In this paper we explore a model-agnostic Bayesian derivation of EER, a method which has been shown to perform well under the setting of simple classifiers such as Naive Bayes Roy & McCallum (2001). We extend this work by deriving a formulation that is compatible with deep neural networks and show that it performs extremely well under contemporary settings. Intuitively, Bayesian methods capture uncertainty by using a distribution over model parameters rather than a single point estimate. Our method is general in that we only assume a probabilistic Bayesian model from which we can draw samples from the model posterior conditioned on data. Leveraging this, we are able to estimate the value of a label without retraining the neural network as would be required in the original formulation of EER. Although sampling from the exact Bayesian posterior can be difficult, there are a variety of methods to approximate this distribution such as Monte Carlo dropout Gal & Ghahramani (2016); Gal et al. (2017), ensembles Beluch et al. (2018), and Langevin dynamics Welling & Teh (2011).
Perhaps the earliest Bayesian data collection method is Expected Information Gain Lindley (1956) which is equivalent to selecting the sample with the label that has the highest mutual information with the model parameters, also known as BALD Gal et al. (2017). While BALD maximizes the information encoded by model parameters about the dataset, the primary goal of classification is to identify the model parameters that minimize test error. This mismatch in the objective is what motivates the EER framework Roy & McCallum (2001): choose the sample that maximally reduces the generalization “error” or “loss” in expectation. In EER, this calculation is accomplished by retraining the model for every possible candidate point, for every possible label. The original paper performs experiments on Naive Bayes, which is computationally cheap to train. However, it is well established that deep neural networks are expensive to train and thus it would be infeasible to apply EER directly.
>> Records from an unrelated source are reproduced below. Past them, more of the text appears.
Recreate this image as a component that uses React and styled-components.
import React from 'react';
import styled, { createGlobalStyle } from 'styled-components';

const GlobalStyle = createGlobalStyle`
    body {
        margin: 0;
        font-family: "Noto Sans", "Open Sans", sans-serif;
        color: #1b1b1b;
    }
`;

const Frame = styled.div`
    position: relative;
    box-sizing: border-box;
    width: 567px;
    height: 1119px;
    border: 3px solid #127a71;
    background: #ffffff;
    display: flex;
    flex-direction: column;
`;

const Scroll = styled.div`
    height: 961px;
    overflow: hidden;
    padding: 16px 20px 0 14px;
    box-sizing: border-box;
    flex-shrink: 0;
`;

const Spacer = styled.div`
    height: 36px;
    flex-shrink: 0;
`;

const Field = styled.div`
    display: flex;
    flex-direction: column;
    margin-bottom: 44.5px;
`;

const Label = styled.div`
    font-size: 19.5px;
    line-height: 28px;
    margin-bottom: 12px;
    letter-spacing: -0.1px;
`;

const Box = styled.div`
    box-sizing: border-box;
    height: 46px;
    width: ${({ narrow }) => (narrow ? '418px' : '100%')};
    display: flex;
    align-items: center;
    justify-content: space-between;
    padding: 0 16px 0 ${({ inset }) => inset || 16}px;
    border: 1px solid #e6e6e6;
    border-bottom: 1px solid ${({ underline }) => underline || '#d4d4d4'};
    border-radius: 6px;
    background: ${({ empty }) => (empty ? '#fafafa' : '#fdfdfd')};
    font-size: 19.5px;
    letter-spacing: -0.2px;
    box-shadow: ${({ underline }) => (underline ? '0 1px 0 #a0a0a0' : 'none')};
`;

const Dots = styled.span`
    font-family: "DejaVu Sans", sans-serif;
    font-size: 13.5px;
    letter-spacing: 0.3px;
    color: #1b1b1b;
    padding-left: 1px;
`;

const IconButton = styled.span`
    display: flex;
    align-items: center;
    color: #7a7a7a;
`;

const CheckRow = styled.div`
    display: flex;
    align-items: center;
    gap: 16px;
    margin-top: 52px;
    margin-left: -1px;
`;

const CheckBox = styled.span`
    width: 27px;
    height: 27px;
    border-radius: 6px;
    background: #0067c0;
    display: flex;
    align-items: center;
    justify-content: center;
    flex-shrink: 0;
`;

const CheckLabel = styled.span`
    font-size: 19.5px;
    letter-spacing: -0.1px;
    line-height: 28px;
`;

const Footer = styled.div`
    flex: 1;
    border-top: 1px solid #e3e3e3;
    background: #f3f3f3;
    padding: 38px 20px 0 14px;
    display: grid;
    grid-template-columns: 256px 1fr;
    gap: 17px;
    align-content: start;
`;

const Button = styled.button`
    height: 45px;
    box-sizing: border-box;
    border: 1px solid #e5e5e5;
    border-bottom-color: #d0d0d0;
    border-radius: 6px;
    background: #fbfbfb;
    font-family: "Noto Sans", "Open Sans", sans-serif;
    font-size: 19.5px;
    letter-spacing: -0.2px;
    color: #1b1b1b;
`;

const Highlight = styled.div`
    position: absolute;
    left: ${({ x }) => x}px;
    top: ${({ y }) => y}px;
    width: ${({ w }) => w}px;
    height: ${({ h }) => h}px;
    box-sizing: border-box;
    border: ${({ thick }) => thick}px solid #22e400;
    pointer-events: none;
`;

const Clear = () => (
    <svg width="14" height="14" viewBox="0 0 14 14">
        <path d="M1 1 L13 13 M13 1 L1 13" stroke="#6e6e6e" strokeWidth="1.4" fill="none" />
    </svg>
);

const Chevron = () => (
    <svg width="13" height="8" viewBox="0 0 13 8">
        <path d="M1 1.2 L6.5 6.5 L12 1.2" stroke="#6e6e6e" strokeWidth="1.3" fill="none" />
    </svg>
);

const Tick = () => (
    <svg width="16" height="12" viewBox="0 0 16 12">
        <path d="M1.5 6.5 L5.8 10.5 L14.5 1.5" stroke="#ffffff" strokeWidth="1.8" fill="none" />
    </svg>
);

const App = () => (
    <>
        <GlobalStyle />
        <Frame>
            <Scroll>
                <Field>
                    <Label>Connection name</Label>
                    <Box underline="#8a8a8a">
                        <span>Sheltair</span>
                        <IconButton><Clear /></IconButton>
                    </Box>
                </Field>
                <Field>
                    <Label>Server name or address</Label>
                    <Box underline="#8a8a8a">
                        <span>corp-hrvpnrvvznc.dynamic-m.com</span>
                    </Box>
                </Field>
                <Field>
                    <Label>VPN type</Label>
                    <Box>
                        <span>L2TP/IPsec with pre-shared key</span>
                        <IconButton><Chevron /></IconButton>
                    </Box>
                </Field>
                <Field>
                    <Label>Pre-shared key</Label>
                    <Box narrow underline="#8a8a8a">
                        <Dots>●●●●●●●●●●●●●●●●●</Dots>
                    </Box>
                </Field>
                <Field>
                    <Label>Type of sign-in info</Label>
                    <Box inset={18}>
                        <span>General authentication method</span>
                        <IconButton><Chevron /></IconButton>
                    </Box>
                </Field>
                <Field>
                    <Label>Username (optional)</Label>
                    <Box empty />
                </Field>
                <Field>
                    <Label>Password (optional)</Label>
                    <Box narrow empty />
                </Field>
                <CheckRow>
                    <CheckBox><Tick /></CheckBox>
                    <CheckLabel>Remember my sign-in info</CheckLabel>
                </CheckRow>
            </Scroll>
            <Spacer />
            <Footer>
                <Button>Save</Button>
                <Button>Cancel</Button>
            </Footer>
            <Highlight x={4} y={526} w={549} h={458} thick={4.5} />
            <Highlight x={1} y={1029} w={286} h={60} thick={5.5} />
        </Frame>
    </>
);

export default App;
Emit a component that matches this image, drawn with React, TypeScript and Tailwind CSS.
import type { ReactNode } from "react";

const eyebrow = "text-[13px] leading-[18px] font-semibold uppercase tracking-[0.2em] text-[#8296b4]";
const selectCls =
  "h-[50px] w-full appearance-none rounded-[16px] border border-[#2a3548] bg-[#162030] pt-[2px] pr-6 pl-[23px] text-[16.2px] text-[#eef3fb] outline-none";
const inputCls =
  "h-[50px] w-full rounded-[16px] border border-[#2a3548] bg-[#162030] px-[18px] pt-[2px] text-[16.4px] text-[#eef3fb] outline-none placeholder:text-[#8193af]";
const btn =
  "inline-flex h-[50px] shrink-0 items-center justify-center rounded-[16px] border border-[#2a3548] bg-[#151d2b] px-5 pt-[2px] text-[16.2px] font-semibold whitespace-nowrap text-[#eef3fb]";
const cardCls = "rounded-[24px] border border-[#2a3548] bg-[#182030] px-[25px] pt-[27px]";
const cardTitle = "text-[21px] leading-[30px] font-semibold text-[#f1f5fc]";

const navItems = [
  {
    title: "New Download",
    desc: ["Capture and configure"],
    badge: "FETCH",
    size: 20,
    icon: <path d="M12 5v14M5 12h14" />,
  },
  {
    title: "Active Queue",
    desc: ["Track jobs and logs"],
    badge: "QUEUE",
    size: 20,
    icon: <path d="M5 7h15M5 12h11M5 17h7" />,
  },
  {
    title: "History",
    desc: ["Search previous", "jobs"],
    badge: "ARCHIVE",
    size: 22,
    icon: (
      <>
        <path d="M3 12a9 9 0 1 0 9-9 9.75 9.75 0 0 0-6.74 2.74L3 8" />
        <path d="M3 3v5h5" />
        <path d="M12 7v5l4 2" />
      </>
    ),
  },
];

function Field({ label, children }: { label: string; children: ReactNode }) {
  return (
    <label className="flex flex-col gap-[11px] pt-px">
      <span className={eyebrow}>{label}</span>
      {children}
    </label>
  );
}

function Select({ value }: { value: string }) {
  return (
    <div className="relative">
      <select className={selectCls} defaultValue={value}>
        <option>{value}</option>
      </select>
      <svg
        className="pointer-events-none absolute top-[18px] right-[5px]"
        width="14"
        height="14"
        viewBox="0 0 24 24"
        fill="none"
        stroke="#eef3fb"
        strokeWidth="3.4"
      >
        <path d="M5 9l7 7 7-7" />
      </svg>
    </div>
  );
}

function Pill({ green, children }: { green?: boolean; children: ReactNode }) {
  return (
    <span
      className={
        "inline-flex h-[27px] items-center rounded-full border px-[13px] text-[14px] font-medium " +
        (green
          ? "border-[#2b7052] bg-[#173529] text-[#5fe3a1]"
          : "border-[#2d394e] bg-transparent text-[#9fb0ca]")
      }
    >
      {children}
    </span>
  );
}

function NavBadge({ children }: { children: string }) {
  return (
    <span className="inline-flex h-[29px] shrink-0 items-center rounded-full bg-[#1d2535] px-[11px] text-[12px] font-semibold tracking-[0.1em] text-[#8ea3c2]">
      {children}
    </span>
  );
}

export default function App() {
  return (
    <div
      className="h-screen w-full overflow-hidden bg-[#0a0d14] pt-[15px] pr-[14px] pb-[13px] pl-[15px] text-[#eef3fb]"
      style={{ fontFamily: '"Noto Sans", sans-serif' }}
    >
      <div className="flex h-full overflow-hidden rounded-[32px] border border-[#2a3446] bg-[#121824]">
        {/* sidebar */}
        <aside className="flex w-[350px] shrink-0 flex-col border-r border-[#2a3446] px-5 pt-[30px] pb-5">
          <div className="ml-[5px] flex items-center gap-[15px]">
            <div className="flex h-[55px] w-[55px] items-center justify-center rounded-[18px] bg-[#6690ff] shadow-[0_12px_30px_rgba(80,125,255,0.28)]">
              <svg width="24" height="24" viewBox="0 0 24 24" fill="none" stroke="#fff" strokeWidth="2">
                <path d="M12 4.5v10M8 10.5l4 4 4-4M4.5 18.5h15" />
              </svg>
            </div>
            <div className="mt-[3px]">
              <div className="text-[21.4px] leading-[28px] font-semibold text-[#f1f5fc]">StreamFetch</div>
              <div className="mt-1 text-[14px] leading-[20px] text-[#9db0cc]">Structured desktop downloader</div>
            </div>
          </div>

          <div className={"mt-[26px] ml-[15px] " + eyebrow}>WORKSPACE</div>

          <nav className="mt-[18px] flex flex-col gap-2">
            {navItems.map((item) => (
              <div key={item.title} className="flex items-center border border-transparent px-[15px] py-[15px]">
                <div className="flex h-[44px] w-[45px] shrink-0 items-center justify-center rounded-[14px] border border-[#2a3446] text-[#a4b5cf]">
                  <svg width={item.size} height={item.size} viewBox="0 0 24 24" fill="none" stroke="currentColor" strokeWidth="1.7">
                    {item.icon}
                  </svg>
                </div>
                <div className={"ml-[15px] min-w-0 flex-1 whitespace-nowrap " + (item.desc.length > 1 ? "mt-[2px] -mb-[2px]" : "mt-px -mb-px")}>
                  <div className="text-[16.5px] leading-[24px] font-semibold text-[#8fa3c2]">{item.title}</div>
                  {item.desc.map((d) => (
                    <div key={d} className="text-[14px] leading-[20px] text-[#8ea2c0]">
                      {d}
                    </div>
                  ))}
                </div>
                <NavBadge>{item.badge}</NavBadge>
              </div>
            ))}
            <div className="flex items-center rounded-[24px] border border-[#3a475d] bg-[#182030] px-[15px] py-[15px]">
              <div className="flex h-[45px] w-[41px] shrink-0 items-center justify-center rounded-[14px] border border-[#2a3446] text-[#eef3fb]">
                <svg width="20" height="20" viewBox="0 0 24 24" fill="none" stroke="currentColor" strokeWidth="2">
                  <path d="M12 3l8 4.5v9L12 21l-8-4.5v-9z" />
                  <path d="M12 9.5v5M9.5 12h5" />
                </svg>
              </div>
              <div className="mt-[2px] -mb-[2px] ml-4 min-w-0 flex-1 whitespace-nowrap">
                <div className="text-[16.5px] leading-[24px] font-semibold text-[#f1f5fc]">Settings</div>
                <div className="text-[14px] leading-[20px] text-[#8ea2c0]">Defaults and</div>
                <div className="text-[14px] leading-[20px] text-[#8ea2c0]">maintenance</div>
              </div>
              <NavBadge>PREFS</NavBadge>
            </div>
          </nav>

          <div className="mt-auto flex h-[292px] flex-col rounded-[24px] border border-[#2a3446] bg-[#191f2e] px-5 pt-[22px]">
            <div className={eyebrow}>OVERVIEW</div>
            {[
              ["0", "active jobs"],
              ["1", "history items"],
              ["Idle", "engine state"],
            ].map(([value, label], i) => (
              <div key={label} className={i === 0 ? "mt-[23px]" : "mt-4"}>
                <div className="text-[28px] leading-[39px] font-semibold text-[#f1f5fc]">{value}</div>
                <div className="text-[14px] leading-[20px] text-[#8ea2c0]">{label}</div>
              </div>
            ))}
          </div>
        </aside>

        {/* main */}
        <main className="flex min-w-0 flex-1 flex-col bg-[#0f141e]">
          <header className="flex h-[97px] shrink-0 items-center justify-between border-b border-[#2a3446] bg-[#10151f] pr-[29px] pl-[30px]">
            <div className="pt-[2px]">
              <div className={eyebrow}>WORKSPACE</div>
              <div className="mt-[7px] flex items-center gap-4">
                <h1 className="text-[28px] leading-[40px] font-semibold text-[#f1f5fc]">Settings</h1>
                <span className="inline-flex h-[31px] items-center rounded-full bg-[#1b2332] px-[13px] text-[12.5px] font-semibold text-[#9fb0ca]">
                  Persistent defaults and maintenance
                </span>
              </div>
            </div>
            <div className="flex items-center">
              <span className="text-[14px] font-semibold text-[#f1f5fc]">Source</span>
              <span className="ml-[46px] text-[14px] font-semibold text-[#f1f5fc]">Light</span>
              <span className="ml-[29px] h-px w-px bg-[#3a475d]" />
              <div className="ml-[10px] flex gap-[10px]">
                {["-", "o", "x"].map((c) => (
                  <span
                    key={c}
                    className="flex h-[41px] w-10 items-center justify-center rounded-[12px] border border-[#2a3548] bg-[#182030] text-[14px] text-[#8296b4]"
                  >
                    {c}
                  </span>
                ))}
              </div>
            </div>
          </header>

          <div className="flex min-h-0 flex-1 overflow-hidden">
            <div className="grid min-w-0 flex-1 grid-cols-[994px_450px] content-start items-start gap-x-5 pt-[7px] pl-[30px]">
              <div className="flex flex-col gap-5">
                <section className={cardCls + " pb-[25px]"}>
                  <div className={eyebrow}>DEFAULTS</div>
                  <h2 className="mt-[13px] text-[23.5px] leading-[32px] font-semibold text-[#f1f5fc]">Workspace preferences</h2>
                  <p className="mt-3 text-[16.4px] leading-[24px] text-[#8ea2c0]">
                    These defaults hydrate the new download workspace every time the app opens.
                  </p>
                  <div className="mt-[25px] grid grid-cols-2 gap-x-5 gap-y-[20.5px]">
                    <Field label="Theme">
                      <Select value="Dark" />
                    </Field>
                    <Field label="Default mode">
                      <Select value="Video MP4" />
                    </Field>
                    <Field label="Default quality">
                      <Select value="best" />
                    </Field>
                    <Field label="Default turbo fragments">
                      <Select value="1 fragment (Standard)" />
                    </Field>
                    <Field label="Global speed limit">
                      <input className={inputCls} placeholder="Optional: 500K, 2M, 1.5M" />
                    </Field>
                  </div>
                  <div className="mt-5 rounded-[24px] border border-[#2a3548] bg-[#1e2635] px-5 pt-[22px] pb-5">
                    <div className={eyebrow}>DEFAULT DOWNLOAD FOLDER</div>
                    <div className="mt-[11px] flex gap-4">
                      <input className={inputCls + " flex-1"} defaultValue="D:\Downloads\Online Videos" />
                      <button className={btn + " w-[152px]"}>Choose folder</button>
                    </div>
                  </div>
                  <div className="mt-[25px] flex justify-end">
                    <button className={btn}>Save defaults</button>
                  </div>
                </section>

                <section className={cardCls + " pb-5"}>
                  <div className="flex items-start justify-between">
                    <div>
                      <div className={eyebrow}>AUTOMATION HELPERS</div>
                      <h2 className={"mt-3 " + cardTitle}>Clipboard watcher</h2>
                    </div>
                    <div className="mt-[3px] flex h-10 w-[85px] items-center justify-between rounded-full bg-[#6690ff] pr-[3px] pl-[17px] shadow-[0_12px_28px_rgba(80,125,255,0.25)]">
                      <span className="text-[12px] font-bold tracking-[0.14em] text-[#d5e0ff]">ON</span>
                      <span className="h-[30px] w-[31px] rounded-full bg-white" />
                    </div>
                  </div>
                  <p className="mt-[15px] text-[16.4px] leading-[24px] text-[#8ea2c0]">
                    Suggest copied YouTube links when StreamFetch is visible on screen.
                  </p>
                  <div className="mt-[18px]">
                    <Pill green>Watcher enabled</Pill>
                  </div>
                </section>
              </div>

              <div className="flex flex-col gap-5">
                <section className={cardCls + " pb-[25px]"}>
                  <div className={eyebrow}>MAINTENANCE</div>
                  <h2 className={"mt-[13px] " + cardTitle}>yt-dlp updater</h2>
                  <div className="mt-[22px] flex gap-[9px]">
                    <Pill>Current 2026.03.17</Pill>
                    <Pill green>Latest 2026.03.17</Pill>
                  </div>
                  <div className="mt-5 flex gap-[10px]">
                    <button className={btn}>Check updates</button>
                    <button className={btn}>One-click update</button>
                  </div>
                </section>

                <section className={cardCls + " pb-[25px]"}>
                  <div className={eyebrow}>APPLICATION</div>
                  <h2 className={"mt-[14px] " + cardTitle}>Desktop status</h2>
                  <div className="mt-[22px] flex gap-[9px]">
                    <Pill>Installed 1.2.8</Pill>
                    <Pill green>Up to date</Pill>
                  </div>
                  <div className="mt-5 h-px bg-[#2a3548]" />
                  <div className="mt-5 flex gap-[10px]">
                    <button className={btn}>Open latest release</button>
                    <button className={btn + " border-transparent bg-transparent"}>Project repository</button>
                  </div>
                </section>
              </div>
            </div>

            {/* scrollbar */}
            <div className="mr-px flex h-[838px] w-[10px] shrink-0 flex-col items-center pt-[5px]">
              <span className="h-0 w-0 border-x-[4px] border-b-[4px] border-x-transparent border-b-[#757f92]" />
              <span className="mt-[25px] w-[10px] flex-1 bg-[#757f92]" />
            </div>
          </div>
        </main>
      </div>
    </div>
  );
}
As a result of this, we explore a computationally efficient mathematical reformulation of EER for deep active learning. Our proposal circumvents the need for retraining by utilizing Monte Carlo dropout to approximately sample from the parameter posterior, and provides a way to use these samples to calculate the EER criteria. Similar to Roy & McCallum (2001), this derivation includes two variants: one based on zero-one loss, which we refer to as minimization of zero-one loss (MEZL), and the other on log-likelihood loss, which we refer to as minimization of log-likelihood loss (MELL). Our derivation also enables us to cast EER in an information theoretic setting and compare it with other methods based on reducing the uncertainty of the target model. In particular, we find that MELL is a close cousin of BALD in terms of reducing epistemic uncertainty, but additionally removes irrelevant information which we propose as an explanation for why MELL outperforms BALD in some of the experimental results (see Section 7.3).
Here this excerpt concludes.